Most PDF readers (Preview, Adobe Reader free version, Foxit) let you rotate the view of a page for display purposes, but saving that rotation back to the file is not always supported. Acrobat Pro can save rotations. Mac Preview can save them but the result is sometimes inconsistent across versions. This tool produces a real saved-rotation PDF that any reader will open at the new orientation — no "view-only rotation" ambiguity.
Will rotated text still be searchable in PDF readers?
Yes. The text layer is independent of the page rotation flag — text content stays selectable and searchable after rotation. PDF readers handle the rotation when displaying the text, so a search for a word inside a rotated page still finds and highlights it correctly. This is one of the benefits of metadata-only rotation: nothing about the underlying text changes, so all the text-based features (search, copy, screen reader) continue to work.
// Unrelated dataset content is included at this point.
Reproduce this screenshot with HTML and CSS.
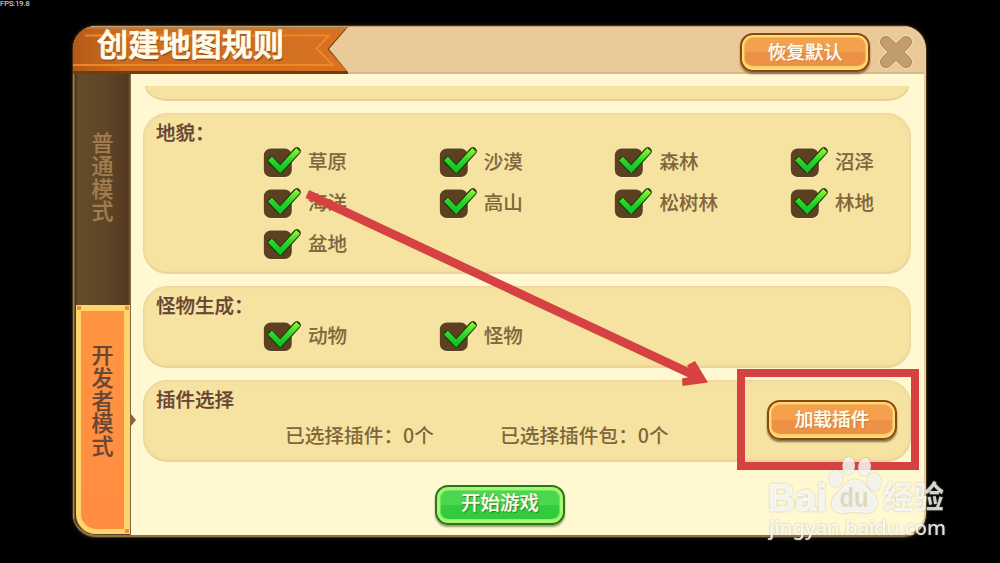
FILE: index.html
```html
<!DOCTYPE html>
<html lang="zh-CN">
<head>
<meta charset="utf-8">
<title>创建地图规则</title>
<link rel="stylesheet" href="styles.css">
</head>
<body>
<svg class="defs" width="0" height="0">
  <defs>
    <linearGradient id="tick" x1="0" y1="0" x2="0" y2="1">
      <stop offset="0" stop-color="#8cf52c"/><stop offset=".55" stop-color="#2bd529"/><stop offset="1" stop-color="#10c42a"/>
    </linearGradient>
    <linearGradient id="ribbon" x1="0" x2="1">
      <stop offset="0" stop-color="#b45a17"/><stop offset=".2" stop-color="#cf6d1e"/><stop offset="1" stop-color="#d67222"/>
    </linearGradient>
    <symbol id="check" viewBox="0 0 40 34">
      <rect x=".3" y="2.300" width="29" height="29.500" rx="7.500" fill="#fdf3c4" opacity=".7"/>
      <rect x=".8" y="2.500" width="28" height="28.500" rx="7" fill="#5c4020"/>
      <path d="M8.500 14.500L17.200 23.600L33.800 5.200" fill="none" stroke="#203e0d" stroke-width="7.800" stroke-linecap="round" stroke-linejoin="round"/>
      <path d="M7 12.700L17.200 23.400L35.200 3.800" fill="none" stroke="url(#tick)" stroke-width="5.400"/>
    </symbol>
  </defs>
</svg>
<div class="fps">FPS:19.8</div>
<main class="dialog">
  <header class="header">
    <div class="ribbon">
      <svg class="ribbon-art" viewBox="0 0 277 48" width="277" height="48">
        <path d="M0 0H275L256 22L275 45V47H0Z" fill="#763b0b"/>
        <path d="M0 0H274L254.500 22L274 44H0Z" fill="url(#ribbon)"/>
        <path d="M0 1H274" stroke="#b98348" stroke-width="1.500"/>
        <path d="M12 8.500H256L243.500 21.500L260 38H0" fill="none" stroke="#f18626" stroke-width="2"/>
      </svg>
      <h1 class="title">创建地图规则</h1>
    </div>
    <button class="btn reset">恢复默认</button>
    <svg class="close" viewBox="0 0 34 34" width="34" height="34">
      <path d="M7 7L27 27M27 7L7 27" stroke="#f0dbad" stroke-width="14" stroke-linecap="round"/>
      <path d="M7 7L27 27M27 7L7 27" stroke="#b18a59" stroke-width="12" stroke-linecap="round"/>
      <path d="M7.500 7.500L26.500 26.500M26.500 7.500L7.500 26.500" stroke="#c49d6c" stroke-width="10.500" stroke-linecap="round"/>
    </svg>
  </header>
  <div class="body">
    <nav class="side">
      <div class="tab">普通模式</div>
      <div class="tab active"><span class="tab-face">开发者模式</span><i class="dot tl"></i><i class="dot tr"></i><i class="dot br"></i></div>
    </nav>
    <div class="content">
      <section class="panel clipped"></section>
      <section class="panel terrain">
        <h2>地貌：</h2>
        <div class="grid">
          <label><svg><use href="#check"/></svg>草原</label>
          <label><svg><use href="#check"/></svg>沙漠</label>
          <label><svg><use href="#check"/></svg>森林</label>
          <label><svg><use href="#check"/></svg>沼泽</label>
          <label><svg><use href="#check"/></svg>海洋</label>
          <label><svg><use href="#check"/></svg>高山</label>
          <label><svg><use href="#check"/></svg>松树林</label>
          <label><svg><use href="#check"/></svg>林地</label>
          <label><svg><use href="#check"/></svg>盆地</label>
        </div>
      </section>
      <section class="panel monsters">
        <h2>怪物生成：</h2>
        <div class="grid">
          <label><svg><use href="#check"/></svg>动物</label>
          <label><svg><use href="#check"/></svg>怪物</label>
        </div>
      </section>
      <section class="panel plugins">
        <div class="plugin-info">
          <h2>插件选择</h2>
          <div class="counts"><span>已选择插件：0个</span><span>已选择插件包：0个</span></div>
        </div>
        <button class="btn">加载插件</button>
      </section>
      <button class="btn green">开始游戏</button>
    </div>
  </div>
</main>
<svg class="overlay" viewBox="0 0 1000 563" width="1000" height="563">
  <path d="M309 190L688.500 367.800L687 365.300L695 361L708 382.500L682.500 386L682 378.500L688 377.300L305.500 198Z" fill="#d64141"/>
  <rect x="741" y="373" width="174" height="93" fill="none" stroke="#d64141" stroke-width="8"/>
  <g class="mark">
    <text class="brand" x="768" y="511" textLength="59" lengthAdjust="spacingAndGlyphs">Bai</text>
    <g class="paw">
      <ellipse cx="835.800" cy="478.500" rx="6.500" ry="8.300"/>
      <ellipse cx="848.700" cy="465.800" rx="6.300" ry="8.800"/>
      <ellipse cx="864.500" cy="467" rx="6.300" ry="8.800" transform="rotate(8 864.500 467)"/>
      <ellipse cx="874.300" cy="482" rx="6.800" ry="8.500"/>
      <path d="M855 479.500C864 479.500 866 487 871.500 492C882 501 878 513 866 513C860 513 858 512 854 512C850 512 848 513 843 513C831 513 828 501 838 492C845 486 847 479.500 855 479.500Z"/>
    </g>
    <text class="du" x="839.500" y="506.500" textLength="29" lengthAdjust="spacingAndGlyphs">du</text>
    <text class="jingyan" x="883" y="508" textLength="61" lengthAdjust="spacingAndGlyphs">经验</text>
    <text class="url" x="769" y="534.500" textLength="177" lengthAdjust="spacingAndGlyphs">jingyan.baidu.com</text>
  </g>
</svg>
</body>
</html>
```
FILE: styles.css
```css
* { box-sizing: border-box; }
body {
  margin: 0;
  width: 1000px;
  height: 563px;
  overflow: hidden;
  background: #000;
  font-family: "Noto Sans CJK SC", sans-serif;
}
.defs { position: absolute; }
.fps {
  height: 26px;
  font: 7.5px/8px Roboto, sans-serif;
  color: #eee;
}
.dialog {
  width: 853px;
  height: 511px;
  margin-left: 73px;
  border-radius: 23px;
  overflow: hidden;
  background: #fff8d1;
  box-shadow: 0 0 0 1px #423018, 0 0 5px 1px #24180c;
  border-right: 2px solid #e3cda0;
  border-bottom: 2px solid #8c7344;
}
.header {
  height: 48px;
  display: flex;
  align-items: flex-start;
  background: #eaca98;
  border-top: 1px solid #c3a172;
  border-bottom: 2px solid #d6b98a;
}
.ribbon { width: 277px; height: 47px; margin-right: 390px; display: grid; flex: none; }
.ribbon-art { grid-area: 1 / 1; }
.title {
  grid-area: 1 / 1;
  width: 230px;
  height: 46px;
  margin: 0 0 0 24px;
  font-size: 31.2px;
  line-height: 32px;
  font-weight: 500;
  color: #fffbe9;
  -webkit-text-stroke: .9px #fffbe9;
  text-shadow: 1px 2px 1px #92501d;
  z-index: 1;
}
.btn {
  flex: none;
  width: 130px;
  height: 39px;
  padding: 0 0 4px;
  border: 2px solid #8b480d;
  border-radius: 13px;
  font: 500 18.7px/29px "Noto Sans CJK SC", sans-serif;
  color: #fffbed;
  -webkit-text-stroke: .2px #fffbed;
  text-shadow: 1px 1px 0 #ce8140;
  background: linear-gradient(#f4a14d 0 50%, #ed9147 50%);
  box-shadow: inset 0 0 0 2px #ffda77, inset 0 -3px 0 1px #ffce68, inset 0 0 0 3px #f7b55b, 0 2px 2px #8b704e;
}
.reset { margin-top: 6px; }
.close { margin: 8px 0 0 9px; }
.body { display: flex; height: 461px; }
.side {
  width: 58px;
  height: 461px;
  flex: none;
  padding: 0 1px 1px 3px;
  background: linear-gradient(90deg, #9b8050 0 1px, #4a3519 2px, #644b2a 5px, #5e4527 60%, #53371f 95%, #8b7350 100%);
}
.tab {
  height: 231px;
  padding: 56px 15.500px 0;
  width: 54px;
  font-size: 22px;
  line-height: 22.800px;
  font-weight: 500;
  color: #a17d50;
  -webkit-text-stroke: .2px currentColor;
  word-break: break-all;
}
.tab.active {
  position: relative;
  padding: 0;
  height: 229px;
  border: 5px solid #ffd46b;
  border-top-width: 6px;
  border-right-width: 6px;
  border-radius: 0 0 0 20px;
  background: linear-gradient(#ff9440, #ff8d42);
  color: #684638;
}
.tab-face { display: block; width: 23px; margin: 31px auto 0 10.500px; }
.dot { position: absolute; width: 4px; height: 4px; background: #f7873f; }
.tl { left: -4px; top: -5px; }
.tr { right: -5px; top: -5px; }
.br { right: -5px; bottom: -4px; }
.content { width: 793px; padding: 12px 13px 0 12px; display: flex; flex-direction: column; position: relative; }
.content::before {
  content: "";
  position: absolute;
  left: 0;
  top: 340px;
  border: 6px solid transparent;
  border-left: 5px solid #8d6237;
  border-right: 0;
}
.panel {
  width: 768px;
  flex: none;
  border-radius: 24px;
  border: 1px solid #edd39d;
  background: #f6e3a1;
  box-shadow: inset 0 0 4px #f2d79c, inset 0 -1px 1px #e9c997;
}
.clipped { width: 764px; margin-left: 2px; height: 15px; border-radius: 0 0 22px 22px / 0 0 15px 15px; border-top: 0; box-shadow: inset 0 -1px 1px #e9c997; }
.terrain { height: 161px; margin-top: 12px; }
.monsters { height: 82px; margin-top: 12px; }
.plugins { height: 82px; margin-top: 12px; display: flex; }
.panel h2 { margin: 5px 0 0 12px; font-size: 19.5px; line-height: 26px; font-weight: 500; color: #674434; -webkit-text-stroke: .25px #674434; }
.terrain h2 { margin-bottom: 1px; }
.monsters h2 { margin-bottom: 2px; }
.grid { display: grid; grid-template-columns: repeat(4, 175.700px); padding-left: 119px; grid-auto-rows: 41px; }
.grid label { display: flex; align-items: flex-start; font-size: 19.5px; line-height: 29px; font-weight: 500; color: #80663c; -webkit-text-stroke: .1px #80663c; }
.grid svg { width: 40px; height: 34px; margin-right: 5px; }
.plugin-info { width: 623px; }
.counts { display: flex; gap: 66px; margin: 10px 0 0 141px; font-size: 19.7px; line-height: 26px; font-weight: 500; color: #80663c; white-space: nowrap; }
.plugins .btn { margin-top: 19px; height: 40px; line-height: 28px; padding-bottom: 5px; }
.green {
  height: 40px;
  margin: 23px 0 0 292px;
  padding-bottom: 7px;
  border-color: #237a16;
  font-size: 19.5px;
  line-height: 28px;
  background: linear-gradient(#4bd750 0 50%, #32cb3c 50%);
  text-shadow: 1px 1px 1px #277f28;
  box-shadow: inset 0 0 0 3px #a5f578, inset 0 -3px 0 1px #9cec6c, inset 0 0 0 4px #74df5c, 0 2px 2px #9c956f;
}
.overlay { position: absolute; left: 0; top: 0; }
.mark { filter: drop-shadow(0 0 1px #8d897999); }
.mark text, .paw { fill: #fff; fill-opacity: .78; }
.mark .brand { font: 700 39px "Liberation Sans", sans-serif; stroke: #fff; stroke-opacity: .6; stroke-width: 1.200px; }
.mark .du { font: 700 27px "Liberation Sans", sans-serif; fill: #d8d2b4; }
.mark .jingyan { font: 700 31px "Noto Sans CJK SC", sans-serif; }
.mark .url { font: 500 20px "Noto Sans", sans-serif; fill-opacity: .85; }
```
Why does the page sometimes show 0 page count for valid PDFs?
Usually because the PDF is encrypted (the parser cannot read past the encryption layer to count pages) or malformed (the file claims to be a PDF but has corrupted structure). For encrypted files, unlock with the unlock tool first. For malformed files, try opening them in Acrobat or Preview first to see if there is a salvageable version, or use a PDF repair tool. A 0-page-count PDF is a signal that something deeper is wrong.
Can I rotate a single page out of a large PDF?
Yes — use "Specific pages" mode and type just that page number. Only that page rotates; the rest of the document is left untouched. This is the most common use case (one bad scan in a long document) and it is what the per-page mode was built for.